Work required: Return each line of the listing below, unchanged, and omit the images.

Data provided:
::::::::::

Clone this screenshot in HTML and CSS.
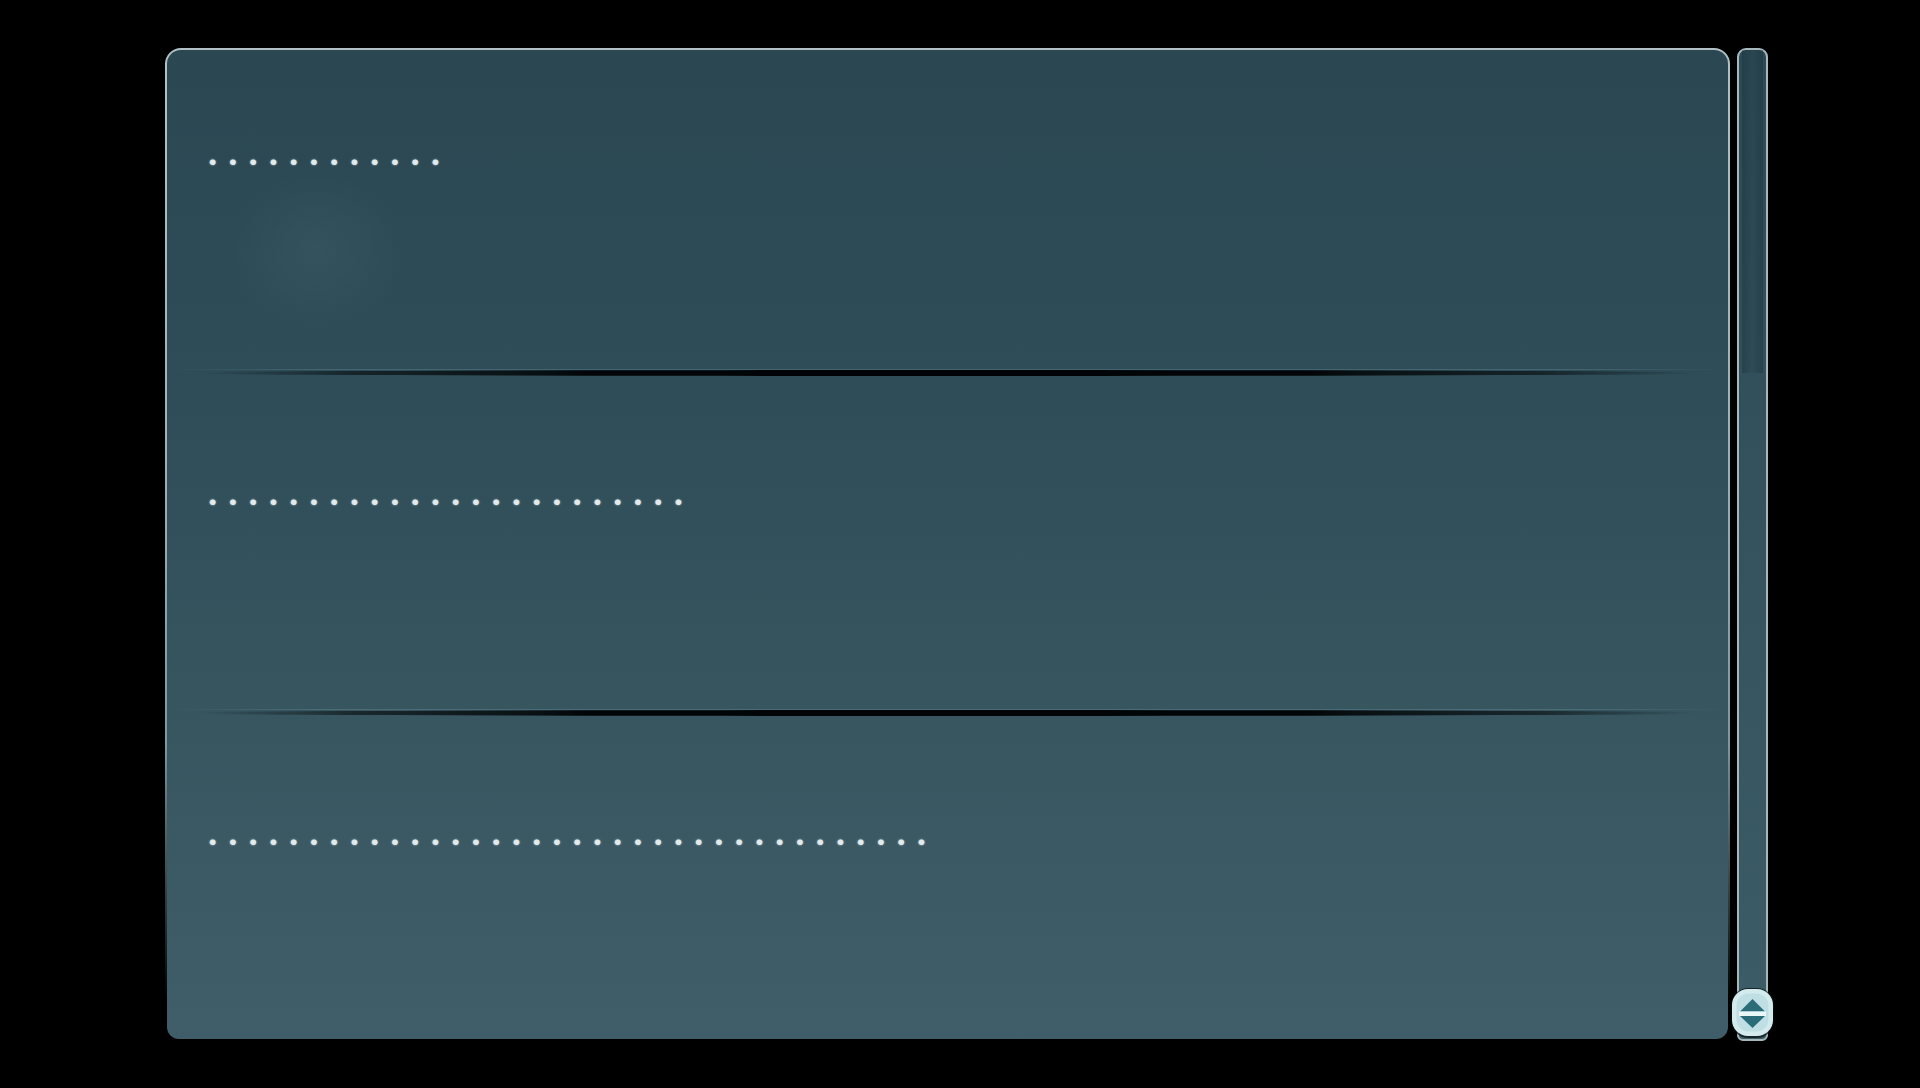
FILE: index.html
```html
<!DOCTYPE html>
<html lang="en">
<head>
<meta charset="utf-8">
<title>List</title>
<link rel="stylesheet" href="styles.css">
</head>
<body>
<div class="screen">
  <div class="panel">
    <div class="glow"></div>
    <ul class="list">
      <li class="row"><span class="secret">••••••••••••</span></li>
      <li class="row"><span class="secret">••••••••••••••••••••••••</span></li>
      <li class="row last"><span class="secret">••••••••••••••••••••••••••••••••••••</span></li>
    </ul>
  </div>
  <div class="scrollbar">
    <div class="thumb"></div>
    <div class="handle">
      <svg width="47" height="54" viewBox="0 0 47 54">
        <rect x="1.5" y="2" width="44" height="50" rx="18" fill="#050d10" opacity="0.7"/>
        <rect x="3" y="3" width="41" height="47" rx="16" fill="#d4ebee"/>
        <rect x="7.5" y="7.5" width="32" height="38" rx="12" fill="#bfdfe4"/>
        <polygon points="23.5,13 36,25.5 11,25.5" fill="#2b6c79"/>
        <polygon points="11,30 36,30 23.5,42" fill="#2b6c79"/>
        <rect x="10" y="25.5" width="27" height="4.5" fill="#eaf7f9"/>
      </svg>
    </div>
  </div>
</div>
</body>
</html>
```

FILE: styles.css
```css
html, body {
  margin: 0;
  padding: 0;
  background: #000;
}

body {
  width: 1920px;
  height: 1088px;
  overflow: hidden;
  font-family: "Liberation Sans", Arial, sans-serif;
}

.screen {
  display: flex;
  align-items: flex-start;
  gap: 7px;
  padding: 48px 0 0 165px;
}

.panel {
  position: relative;
  box-sizing: border-box;
  width: 1565px;
  height: 993px;
  border: 2px solid transparent;
  border-radius: 16px 16px 14px 14px;
  background:
    linear-gradient(180deg, #2a4752 0%, #2f4d58 35%, #37555f 65%, #3f5e69 100%) padding-box,
    linear-gradient(180deg, #b2c1c5 0%, #9fb1b6 40%, #7f979d 70%, rgba(60,90,100,0) 96%) border-box;
  overflow: hidden;
}

.glow {
  position: absolute;
  left: 60px;
  top: 120px;
  width: 180px;
  height: 160px;
  background: radial-gradient(ellipse at center, rgba(90,125,135,0.16) 0%, rgba(90,125,135,0) 70%);
  pointer-events: none;
}

.list {
  list-style: none;
  margin: -17px 0 0 0;
  padding: 0;
}

.row {
  position: relative;
  box-sizing: border-box;
  height: 340px;
  padding: 119px 0 0 42px;
}

.row::before {
  content: "";
  position: absolute;
  left: 0;
  right: 0;
  bottom: 3px;
  height: 1px;
  background: linear-gradient(90deg, rgba(110,150,160,0) 0%, rgba(110,150,160,0.35) 10%, rgba(110,150,160,0.35) 90%, rgba(110,150,160,0) 100%);
}

.row::after {
  content: "";
  position: absolute;
  left: 0;
  right: 0;
  bottom: -3px;
  height: 6px;
  border-radius: 50%;
  background: linear-gradient(90deg, rgba(5,10,12,0) 2%, rgba(5,10,12,0.6) 12%, rgba(3,8,10,0.9) 24%, #020507 27%, #020507 73%, rgba(3,8,10,0.9) 76%, rgba(5,10,12,0.6) 88%, rgba(5,10,12,0) 98%);
  z-index: 1;
}

.row.last::before,
.row.last::after {
  display: none;
}

.secret {
  display: block;
  font-size: 21px;
  line-height: 20px;
  letter-spacing: 12.9px;
  color: #e2eaec;
  text-shadow: 0 0 2px rgba(230, 240, 242, 0.8);
  white-space: nowrap;
}

.scrollbar {
  position: relative;
  box-sizing: border-box;
  width: 31px;
  height: 993px;
  border: 2px solid #a7b8bd;
  border-radius: 9px 9px 6px 6px;
  background: linear-gradient(180deg, #2c4a55 0%, #34535e 50%, #3c5c67 100%);
}

.thumb {
  height: 323px;
  margin: 0 3px;
  background: linear-gradient(90deg, rgba(20,40,48,0.35), rgba(20,40,48,0.1) 50%, rgba(20,40,48,0.35));
}

.handle {
  position: absolute;
  left: -10px;
  top: 936px;
  width: 47px;
  height: 54px;
}

.handle svg {
  display: block;
}
```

::::::::::

Reply to the exercise:
Clone this screenshot in HTML and CSS.
FILE: index.html
```html
<!DOCTYPE html>
<html lang="en">
<head>
<meta charset="utf-8">
<title>List</title>
<link rel="stylesheet" href="styles.css">
</head>
<body>
<div class="screen">
  <div class="panel">
    <div class="glow"></div>
    <ul class="list">
      <li class="row"><span class="secret">••••••••••••</span></li>
      <li class="row"><span class="secret">••••••••••••••••••••••••</span></li>
      <li class="row last"><span class="secret">••••••••••••••••••••••••••••••••••••</span></li>
    </ul>
  </div>
  <div class="scrollbar">
    <div class="thumb"></div>
    <div class="handle">
      <svg width="47" height="54" viewBox="0 0 47 54">
        <rect x="1.5" y="2" width="44" height="50" rx="18" fill="#050d10" opacity="0.7"/>
        <rect x="3" y="3" width="41" height="47" rx="16" fill="#d4ebee"/>
        <rect x="7.5" y="7.5" width="32" height="38" rx="12" fill="#bfdfe4"/>
        <polygon points="23.5,13 36,25.5 11,25.5" fill="#2b6c79"/>
        <polygon points="11,30 36,30 23.5,42" fill="#2b6c79"/>
        <rect x="10" y="25.5" width="27" height="4.5" fill="#eaf7f9"/>
      </svg>
    </div>
  </div>
</div>
</body>
</html>
```

FILE: styles.css
```css
html, body {
  margin: 0;
  padding: 0;
  background: #000;
}

body {
  width: 1920px;
  height: 1088px;
  overflow: hidden;
  font-family: "Liberation Sans", Arial, sans-serif;
}

.screen {
  display: flex;
  align-items: flex-start;
  gap: 7px;
  padding: 48px 0 0 165px;
}

.panel {
  position: relative;
  box-sizing: border-box;
  width: 1565px;
  height: 993px;
  border: 2px solid transparent;
  border-radius: 16px 16px 14px 14px;
  background:
    linear-gradient(180deg, #2a4752 0%, #2f4d58 35%, #37555f 65%, #3f5e69 100%) padding-box,
    linear-gradient(180deg, #b2c1c5 0%, #9fb1b6 40%, #7f979d 70%, rgba(60,90,100,0) 96%) border-box;
  overflow: hidden;
}

.glow {
  position: absolute;
  left: 60px;
  top: 120px;
  width: 180px;
  height: 160px;
  background: radial-gradient(ellipse at center, rgba(90,125,135,0.16) 0%, rgba(90,125,135,0) 70%);
  pointer-events: none;
}

.list {
  list-style: none;
  margin: -17px 0 0 0;
  padding: 0;
}

.row {
  position: relative;
  box-sizing: border-box;
  height: 340px;
  padding: 119px 0 0 42px;
}

.row::before {
  content: "";
  position: absolute;
  left: 0;
  right: 0;
  bottom: 3px;
  height: 1px;
  background: linear-gradient(90deg, rgba(110,150,160,0) 0%, rgba(110,150,160,0.35) 10%, rgba(110,150,160,0.35) 90%, rgba(110,150,160,0) 100%);
}

.row::after {
  content: "";
  position: absolute;
  left: 0;
  right: 0;
  bottom: -3px;
  height: 6px;
  border-radius: 50%;
  background: linear-gradient(90deg, rgba(5,10,12,0) 2%, rgba(5,10,12,0.6) 12%, rgba(3,8,10,0.9) 24%, #020507 27%, #020507 73%, rgba(3,8,10,0.9) 76%, rgba(5,10,12,0.6) 88%, rgba(5,10,12,0) 98%);
  z-index: 1;
}

.row.last::before,
.row.last::after {
  display: none;
}

.secret {
  display: block;
  font-size: 21px;
  line-height: 20px;
  letter-spacing: 12.9px;
  color: #e2eaec;
  text-shadow: 0 0 2px rgba(230, 240, 242, 0.8);
  white-space: nowrap;
}

.scrollbar {
  position: relative;
  box-sizing: border-box;
  width: 31px;
  height: 993px;
  border: 2px solid #a7b8bd;
  border-radius: 9px 9px 6px 6px;
  background: linear-gradient(180deg, #2c4a55 0%, #34535e 50%, #3c5c67 100%);
}

.thumb {
  height: 323px;
  margin: 0 3px;
  background: linear-gradient(90deg, rgba(20,40,48,0.35), rgba(20,40,48,0.1) 50%, rgba(20,40,48,0.35));
}

.handle {
  position: absolute;
  left: -10px;
  top: 936px;
  width: 47px;
  height: 54px;
}

.handle svg {
  display: block;
}
```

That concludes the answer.